--- EXERCISE AIM ---
All of the data should be repeated exactly; pictures are not part of the copy.

--- RECORDS SHOWN ---

====

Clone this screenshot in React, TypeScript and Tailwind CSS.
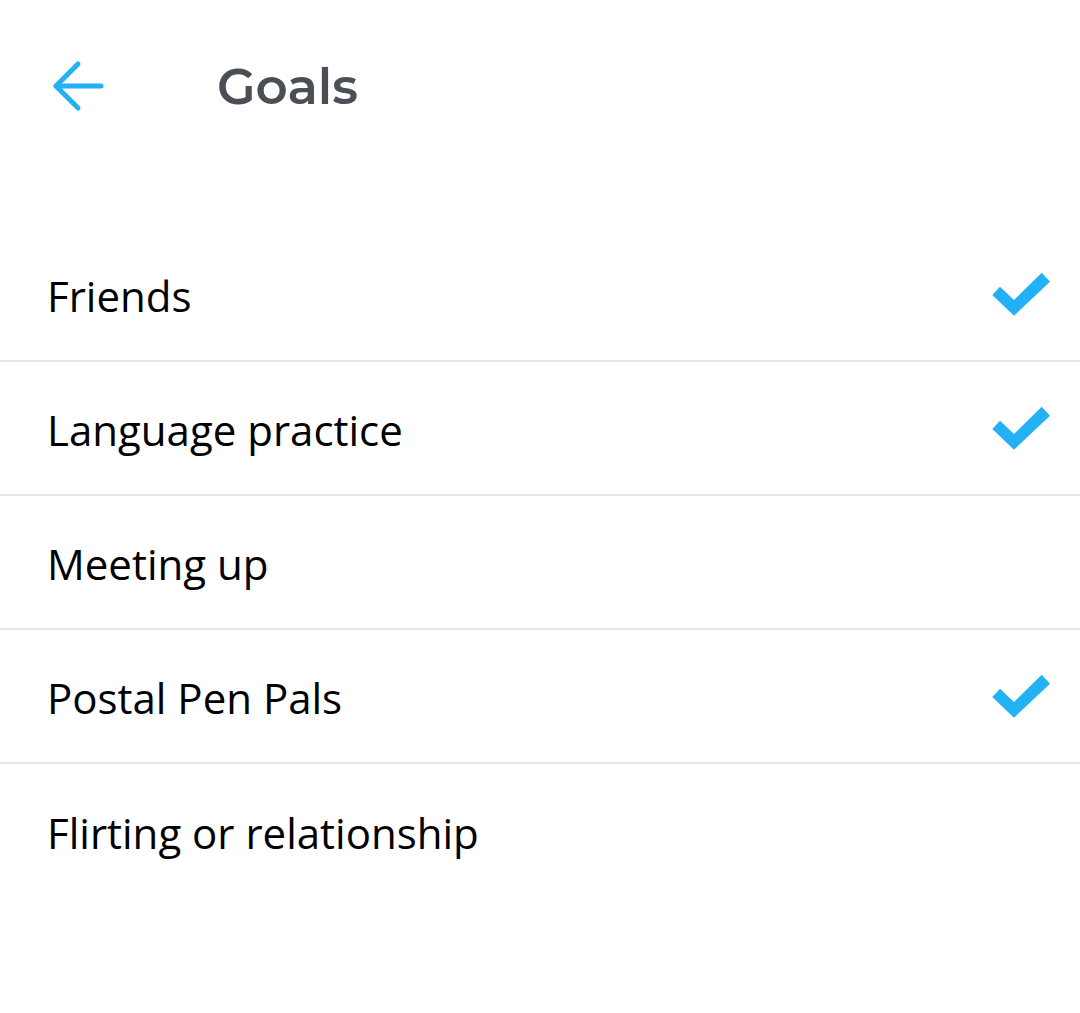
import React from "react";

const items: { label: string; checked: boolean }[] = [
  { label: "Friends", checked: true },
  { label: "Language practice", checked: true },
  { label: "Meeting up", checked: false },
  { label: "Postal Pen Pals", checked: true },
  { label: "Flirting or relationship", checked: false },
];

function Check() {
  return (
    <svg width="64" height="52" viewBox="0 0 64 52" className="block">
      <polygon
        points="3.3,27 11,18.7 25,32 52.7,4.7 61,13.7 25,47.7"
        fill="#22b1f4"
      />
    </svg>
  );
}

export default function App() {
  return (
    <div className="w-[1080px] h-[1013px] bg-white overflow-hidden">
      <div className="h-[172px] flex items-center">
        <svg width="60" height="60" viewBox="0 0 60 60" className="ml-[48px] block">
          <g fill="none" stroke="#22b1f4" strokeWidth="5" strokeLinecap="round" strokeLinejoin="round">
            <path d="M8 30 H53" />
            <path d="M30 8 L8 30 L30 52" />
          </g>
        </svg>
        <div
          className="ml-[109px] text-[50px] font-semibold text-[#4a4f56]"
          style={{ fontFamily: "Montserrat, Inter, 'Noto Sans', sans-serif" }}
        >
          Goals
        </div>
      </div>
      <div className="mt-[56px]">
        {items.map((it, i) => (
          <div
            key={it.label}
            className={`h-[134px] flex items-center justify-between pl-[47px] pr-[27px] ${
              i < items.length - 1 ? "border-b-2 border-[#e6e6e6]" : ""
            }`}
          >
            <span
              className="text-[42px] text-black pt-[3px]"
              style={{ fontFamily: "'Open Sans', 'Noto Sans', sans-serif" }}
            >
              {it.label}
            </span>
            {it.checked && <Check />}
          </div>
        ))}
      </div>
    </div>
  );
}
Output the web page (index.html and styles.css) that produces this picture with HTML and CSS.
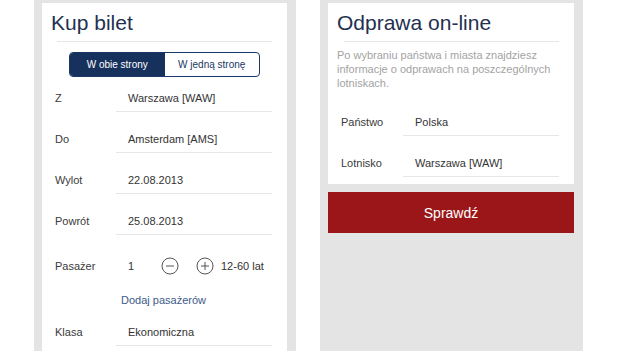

====

--- ANSWER ---
Clone this screenshot in React, TypeScript and Tailwind CSS.
import React from "react";

const items: { label: string; checked: boolean }[] = [
  { label: "Friends", checked: true },
  { label: "Language practice", checked: true },
  { label: "Meeting up", checked: false },
  { label: "Postal Pen Pals", checked: true },
  { label: "Flirting or relationship", checked: false },
];

function Check() {
  return (
    <svg width="64" height="52" viewBox="0 0 64 52" className="block">
      <polygon
        points="3.3,27 11,18.7 25,32 52.7,4.7 61,13.7 25,47.7"
        fill="#22b1f4"
      />
    </svg>
  );
}

export default function App() {
  return (
    <div className="w-[1080px] h-[1013px] bg-white overflow-hidden">
      <div className="h-[172px] flex items-center">
        <svg width="60" height="60" viewBox="0 0 60 60" className="ml-[48px] block">
          <g fill="none" stroke="#22b1f4" strokeWidth="5" strokeLinecap="round" strokeLinejoin="round">
            <path d="M8 30 H53" />
            <path d="M30 8 L8 30 L30 52" />
          </g>
        </svg>
        <div
          className="ml-[109px] text-[50px] font-semibold text-[#4a4f56]"
          style={{ fontFamily: "Montserrat, Inter, 'Noto Sans', sans-serif" }}
        >
          Goals
        </div>
      </div>
      <div className="mt-[56px]">
        {items.map((it, i) => (
          <div
            key={it.label}
            className={`h-[134px] flex items-center justify-between pl-[47px] pr-[27px] ${
              i < items.length - 1 ? "border-b-2 border-[#e6e6e6]" : ""
            }`}
          >
            <span
              className="text-[42px] text-black pt-[3px]"
              style={{ fontFamily: "'Open Sans', 'Noto Sans', sans-serif" }}
            >
              {it.label}
            </span>
            {it.checked && <Check />}
          </div>
        ))}
      </div>
    </div>
  );
}
Output the web page (index.html and styles.css) that produces this picture with HTML and CSS.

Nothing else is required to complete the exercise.